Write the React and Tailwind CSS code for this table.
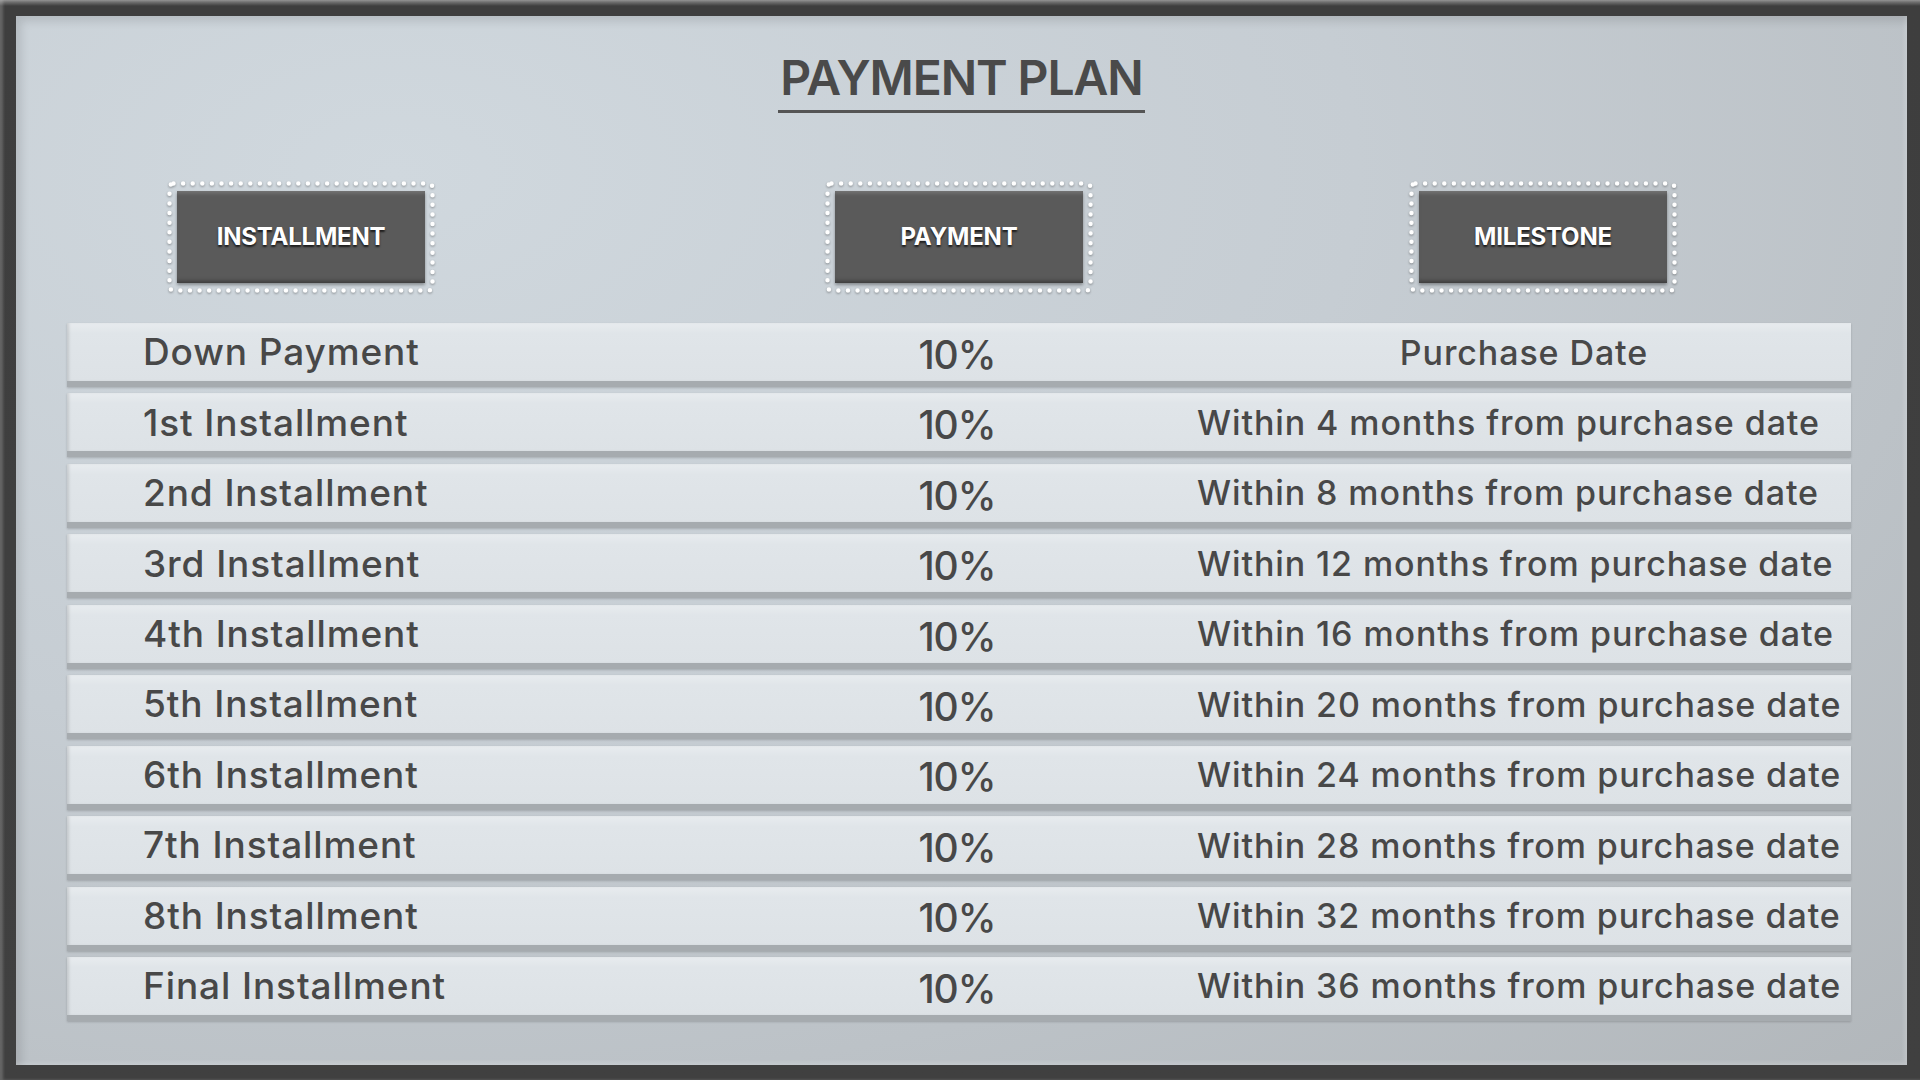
import React from "react";

const rows = [
  ["Down Payment", "10%", "Purchase Date"],
  ["1st Installment", "10%", "Within 4 months from purchase date"],
  ["2nd Installment", "10%", "Within 8 months from purchase date"],
  ["3rd Installment", "10%", "Within 12 months from purchase date"],
  ["4th Installment", "10%", "Within 16 months from purchase date"],
  ["5th Installment", "10%", "Within 20 months from purchase date"],
  ["6th Installment", "10%", "Within 24 months from purchase date"],
  ["7th Installment", "10%", "Within 28 months from purchase date"],
  ["8th Installment", "10%", "Within 32 months from purchase date"],
  ["Final Installment", "10%", "Within 36 months from purchase date"],
];

// dark label with the white dotted frame around it
const HeaderTag = ({ label, className }) => (
  <div className={`relative shrink-0 w-[268px] h-[112px] p-[10px] ${className}`}>
    <svg
      className="absolute inset-0 drop-shadow-[0_1px_1px_rgba(0,0,0,0.35)]"
      width="268"
      height="112"
    >
      <rect
        x="2.5"
        y="2.5"
        width="263"
        height="107"
        rx="4"
        fill="none"
        stroke="#ffffff"
        strokeWidth="4.5"
        strokeLinecap="round"
        strokeDasharray="0 9.6"
      />
    </svg>
    <div className="relative h-full flex items-center justify-center bg-[#5a5a5a] shadow-[inset_0_4px_4px_-2px_rgba(255,255,255,0.18),inset_0_-4px_4px_-2px_rgba(0,0,0,0.35),0_2px_3px_rgba(0,0,0,0.35)]">
      <span className="text-white text-[24px] font-bold tracking-[-0.2px] [text-shadow:0_2px_2px_rgba(0,0,0,0.7)]">
        {label}
      </span>
    </div>
  </div>
);

export default function App() {
  return (
    <div className="w-[1920px] h-[1080px] bg-[linear-gradient(#8a8a8a,#3e3e3e_6px,#404040)] pt-[16px] pl-[16px] pr-[13px] pb-[15px] font-['Inter',sans-serif] shadow-[inset_3px_0_3px_rgba(255,255,255,0.2)]">
      <div className="h-full flex flex-col bg-[radial-gradient(ellipse_at_20%_15%,#d0d8de_0%,#c6cdd3_45%,#b2b7bb_100%)] shadow-[inset_5px_5px_10px_rgba(0,0,0,0.12),inset_-2px_-2px_4px_rgba(255,255,255,0.25)]">
        <div className="flex justify-center pt-[36px]">
          <h1 className="text-[48px] leading-[52px] font-semibold tracking-[-1.1px] text-[#4a4a4a] pb-[6px] px-[2px] border-b-[3px] border-[#555555]">
            PAYMENT PLAN
          </h1>
        </div>

        <div className="flex mt-[68px] ml-[151px]">
          <HeaderTag label="INSTALLMENT" />
          <HeaderTag label="PAYMENT" className="ml-[390px]" />
          <HeaderTag label="MILESTONE" className="ml-[316px]" />
        </div>

        <div className="flex flex-col gap-[6.44px] mt-[30px] ml-[51px] w-[1784px]">
          {rows.map(([name, pct, milestone], i) => (
            <div
              key={name}
              className="h-[64px] flex items-center text-[#484848] font-medium bg-[linear-gradient(#e8ecef,#e0e5e9_18%,#dde2e6)] border-b-[6px] border-[#a6abaf] shadow-[inset_3px_0_3px_-1px_rgba(0,0,0,0.12),0_1px_2px_rgba(0,0,0,0.18)]"
            >
              <div className="shrink-0 w-[793px] pl-[76px] text-[37px] tracking-[0.9px] whitespace-nowrap">
                {name}
              </div>
              <div className="shrink-0 w-[194px] text-center text-[39px] tracking-[-1px] pt-[6px]">
                {pct}
              </div>
              <div
                className={`flex-1 min-w-0 text-[34px] tracking-[0.9px] whitespace-nowrap ${
                  i === 0 ? "text-center pl-[143px]" : "pl-[143px]"
                }`}
              >
                {milestone}
              </div>
            </div>
          ))}
        </div>
      </div>
    </div>
  );
}
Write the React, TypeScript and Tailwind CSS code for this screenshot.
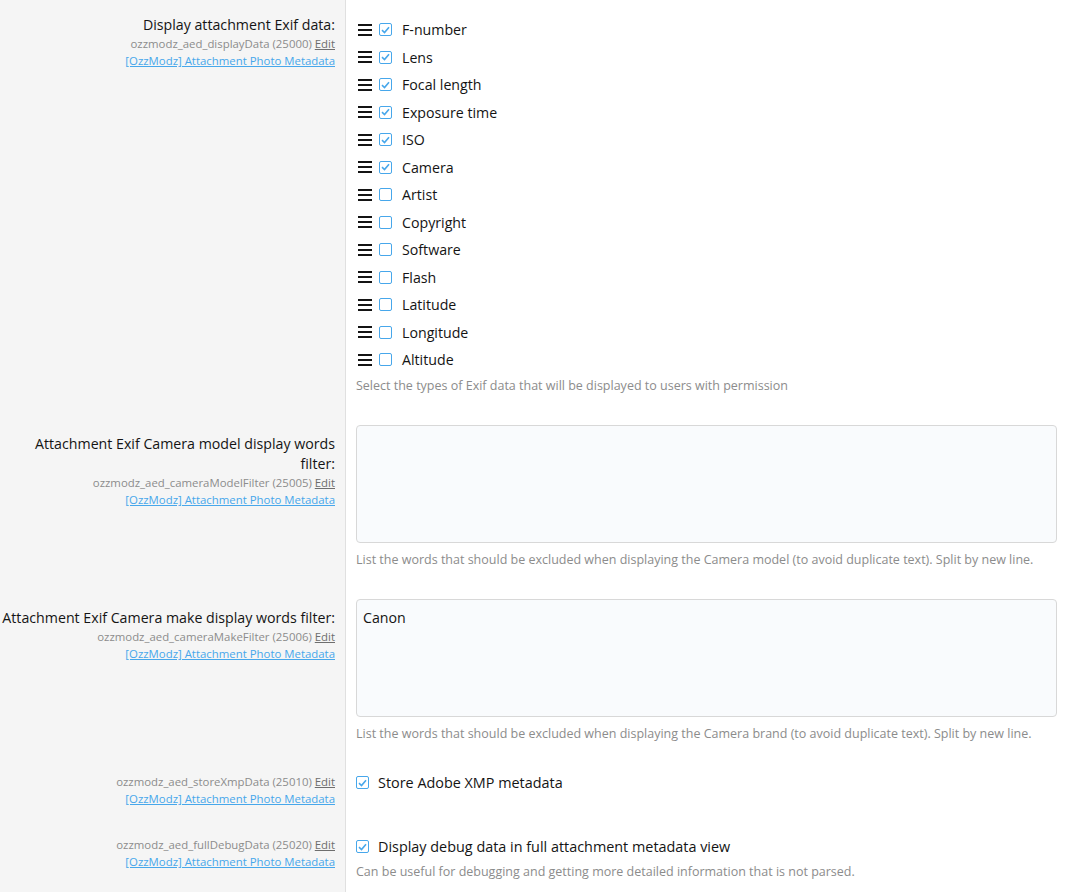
import React from "react";

const font = { fontFamily: '"Open Sans", "Noto Sans", sans-serif' };

const exifItems: { label: string; checked: boolean }[] = [
  { label: "F-number", checked: true },
  { label: "Lens", checked: true },
  { label: "Focal length", checked: true },
  { label: "Exposure time", checked: true },
  { label: "ISO", checked: true },
  { label: "Camera", checked: true },
  { label: "Artist", checked: false },
  { label: "Copyright", checked: false },
  { label: "Software", checked: false },
  { label: "Flash", checked: false },
  { label: "Latitude", checked: false },
  { label: "Longitude", checked: false },
  { label: "Altitude", checked: false },
];

function Bars() {
  return (
    <svg width="14" height="12" viewBox="0 0 14 12" className="shrink-0">
      <rect x="0" y="0" width="14" height="2" fill="#141414" />
      <rect x="0" y="5" width="14" height="2" fill="#141414" />
      <rect x="0" y="10" width="14" height="2" fill="#141414" />
    </svg>
  );
}

function Check({ checked }: { checked: boolean }) {
  return (
    <span className="w-[13px] h-[13px] shrink-0 rounded-[2px] border-[1.5px] border-[#47a7eb] bg-white flex items-center justify-center">
      {checked && (
        <svg width="9" height="8" viewBox="0 0 9 8">
          <path d="M1 4.2 L3.5 6.5 L8 1.2" fill="none" stroke="#47a7eb" strokeWidth="1.6" />
        </svg>
      )}
    </span>
  );
}

function Meta({ id, num }: { id: string; num: string }) {
  return (
    <div className="text-[11.4px] leading-[17px] text-[#8c8c8c]">
      <div>
        {id} ({num}) <span className="underline text-[#6e6e6e]">Edit</span>
      </div>
      <div>
        <span className="underline text-[#47a7eb]">[OzzModz] Attachment Photo Metadata</span>
      </div>
    </div>
  );
}

function Row({ label, dtPad, meta, children }: { label?: string; dtPad: string; meta: React.ReactNode; children: React.ReactNode }) {
  return (
    <div className="flex">
      <div className={`w-[346px] shrink-0 bg-[#f5f5f5] border-r border-[#e0e0e0] text-right pr-[10px] pb-[15px] ${dtPad}`}>
        {label && <div className="text-[14.2px] leading-[20px] text-[#141414]">{label}</div>}
        {meta}
      </div>
      <div className="flex-1 pl-[10px] pr-[8px] py-[15px]">{children}</div>
    </div>
  );
}

function Hint({ children }: { children: React.ReactNode }) {
  return <div className="text-[12.5px] leading-[18px] text-[#8c8c8c]">{children}</div>;
}

export default function App() {
  return (
    <div className="bg-white min-h-[892px] flex flex-col" style={font}>
      <Row label="Display attachment Exif data:" dtPad="pt-[15px]" meta={<Meta id="ozzmodz_aed_displayData" num="25000" />}>
        <ul className="pt-[1px]">
          {exifItems.map((it) => (
            <li key={it.label} className="h-[27.5px] flex items-center">
              <span className="pl-[2px]"><Bars /></span>
              <span className="ml-[7px]"><Check checked={it.checked} /></span>
              <span className="ml-[10px] text-[14.2px] text-[#141414]">{it.label}</span>
            </li>
          ))}
        </ul>
        <div className="mt-[3px]">
          <Hint>Select the types of Exif data that will be displayed to users with permission</Hint>
        </div>
      </Row>

      <Row label="Attachment Exif Camera model display words filter:" dtPad="pt-[24px]" meta={<Meta id="ozzmodz_aed_cameraModelFilter" num="25005" />}>
        <div className="h-[118px] rounded-[4px] border border-[#d8d8d8] bg-[#f9fbfd]" />
        <div className="mt-[8px]">
          <Hint>List the words that should be excluded when displaying the Camera model (to avoid duplicate text). Split by new line.</Hint>
        </div>
      </Row>

      <Row label="Attachment Exif Camera make display words filter:" dtPad="pt-[24px]" meta={<Meta id="ozzmodz_aed_cameraMakeFilter" num="25006" />}>
        <div className="h-[118px] rounded-[4px] border border-[#d8d8d8] bg-[#f9fbfd] px-[6px] pt-[8px] text-[14.2px] leading-[20px] text-[#141414]">
          Canon
        </div>
        <div className="mt-[8px]">
          <Hint>List the words that should be excluded when displaying the Camera brand (to avoid duplicate text). Split by new line.</Hint>
        </div>
      </Row>

      <Row dtPad="pt-[15px]" meta={<Meta id="ozzmodz_aed_storeXmpData" num="25010" />}>
        <div className="flex items-center h-[20px]">
          <Check checked />
          <span className="ml-[9px] text-[14.4px] text-[#141414]">Store Adobe XMP metadata</span>
        </div>
      </Row>

      <Row dtPad="pt-[14px]" meta={<Meta id="ozzmodz_aed_fullDebugData" num="25020" />}>
        <div className="flex items-center h-[20px]">
          <Check checked />
          <span className="ml-[9px] text-[14.4px] text-[#141414]">Display debug data in full attachment metadata view</span>
        </div>
        <div className="mt-[6px]">
          <Hint>Can be useful for debugging and getting more detailed information that is not parsed.</Hint>
        </div>
      </Row>
      <div className="flex flex-1">
        <div className="w-[346px] shrink-0 bg-[#f5f5f5] border-r border-[#e0e0e0]" />
      </div>
    </div>
  );
}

****

◆ **What to produce**
Exactly how many lines in the data above contain the word "code"? Respond with the number and nothing more.

◆ **Exercise output**
2